5. Keep checking the yellow-highlighted 'annotation' HTML file Cython generates, and don't panic if something is still yellow (meaning it may be calling interpreted Python still). Click the + to the left of the line number to see what is actually happening.

   Even after doing the above things, we were using

   return result.real
   

   which led to some yellow highlighting.

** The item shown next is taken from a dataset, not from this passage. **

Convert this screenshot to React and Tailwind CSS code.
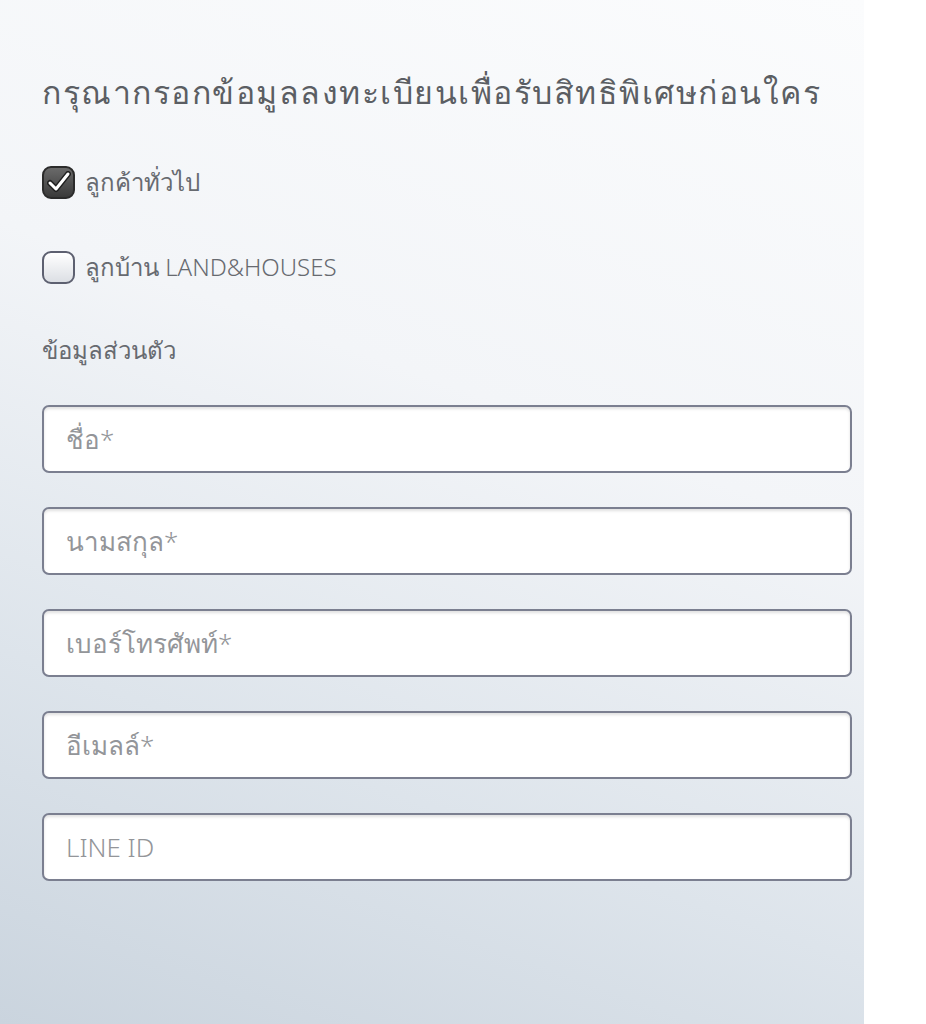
import { useState } from 'react'

const fields = ['ชื่อ*', 'นามสกุล*', 'เบอร์โทรศัพท์*', 'อีเมลล์*', 'LINE ID']

function Check({ checked, onClick }) {
  return (
    <button
      type="button"
      onClick={onClick}
      className={`w-[33px] h-[33px] rounded-[9px] border-2 flex items-center justify-center shrink-0 ${checked ? 'border-[#2b2b2b] bg-[linear-gradient(180deg,#6a6a6a_0%,#3a3a3a_100%)]' : 'border-[#5d6070] bg-[linear-gradient(180deg,#ffffff_0%,#dcdfe4_100%)]'}`}
    >
      {checked && (
        <svg width="24" height="22" viewBox="0 0 24 22">
          <path d="M3 12 L9 18 L21 3" fill="none" stroke="#1f1f1f" strokeWidth="6" strokeLinecap="round" strokeLinejoin="round" />
          <path d="M3 12 L9 18 L21 3" fill="none" stroke="#ffffff" strokeWidth="3" strokeLinecap="round" strokeLinejoin="round" />
        </svg>
      )}
    </button>
  )
}

export default function App() {
  const [general, setGeneral] = useState(true)
  const [owner, setOwner] = useState(false)

  return (
    <div className="min-h-screen w-full bg-white flex font-['Noto_Sans',sans-serif] font-light">
      <div className="w-[864px] min-h-[1024px] bg-[linear-gradient(200deg,#fbfcfd_0%,#f3f5f8_40%,#dde4eb_72%,#cad4de_100%)] px-[42px] pt-[70px] pb-10 flex flex-col">
        <h1 className="text-[32px] leading-[44px] text-[#5b5e63] font-light tracking-[1.5px] whitespace-nowrap">
          กรุณากรอกข้อมูลลงทะเบียนเพื่อรับสิทธิพิเศษก่อนใคร
        </h1>

        <div className="mt-[50px] h-[36px] flex items-center gap-[10px]">
          <Check checked={general} onClick={() => setGeneral(!general)} />
          <span className="text-[24px] text-[#676a70]">ลูกค้าทั่วไป</span>
        </div>

        <div className="mt-[49px] h-[36px] flex items-center gap-[10px]">
          <Check checked={owner} onClick={() => setOwner(!owner)} />
          <span className="text-[24px] text-[#676a70]">ลูกบ้าน LAND&amp;HOUSES</span>
        </div>

        <div className="mt-[47px] h-[36px] leading-[36px] text-[24px] text-[#676a70]">ข้อมูลส่วนตัว</div>

        <div className="mt-[37px] flex flex-col gap-[34px] w-[810px]">
          {fields.map(f => (
            <input
              key={f}
              type="text"
              placeholder={f}
              className="h-[68px] w-full rounded-[7px] border-2 border-[#7b7f90] bg-white px-[22px] text-[26px] font-light text-[#555] placeholder:text-[#939599] outline-none shadow-[inset_0_2px_3px_rgba(0,0,0,0.12)]"
            />
          ))}
        </div>
      </div>
    </div>
  )
}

But the underlying code contained the following preprocessor stuff:

   #if CYTHON_CCOMPLEX
     #ifdef __cplusplus
       #define __Pyx_CREAL(z) ((z).real())
       #define __Pyx_CIMAG(z) ((z).imag())
     #else
       #define __Pyx_CREAL(z) (__real__(z))
       #define __Pyx_CIMAG(z) (__imag__(z))
     #endif
   #else
       #define __Pyx_CREAL(z) ((z).real)
       #define __Pyx_CIMAG(z) ((z).imag)
   #endif
   

   Comparing this with the GCC documentation, it seems we are generating native C code after all, but Cython can't tell that.

Further reading

• Vegas documentation - faster integrands - my collaborator Pierre Auclair pointed me to this description in the documentation for Vegas which has some similar advice.

• Developing a Cython library by Pierre de Buyl helped me figure out that I needed a .pxd file.

• Experiments with Cython C API and PyCapsules by Ashwin Vishnu is also worth glancing at, but also has some valuable references to other similar examples of interfacing Cython, Python and C.

• SciPy's new LowLevelCallable is a game-changer by Juan Nunez-Iglesias is written from the point of view of Numba and image processing (ndimage), but is useful too.

• Passing Numpy arrays to C code wrapped with Cython is a StackOverflow question of potential reference to getting NumPy to play along.

• Introduction to Cython for Solving Differential Equations by Hans Petter Langtangen does not cover the scipy.LowLevelCallable integration, but has lots of other useful tidbits.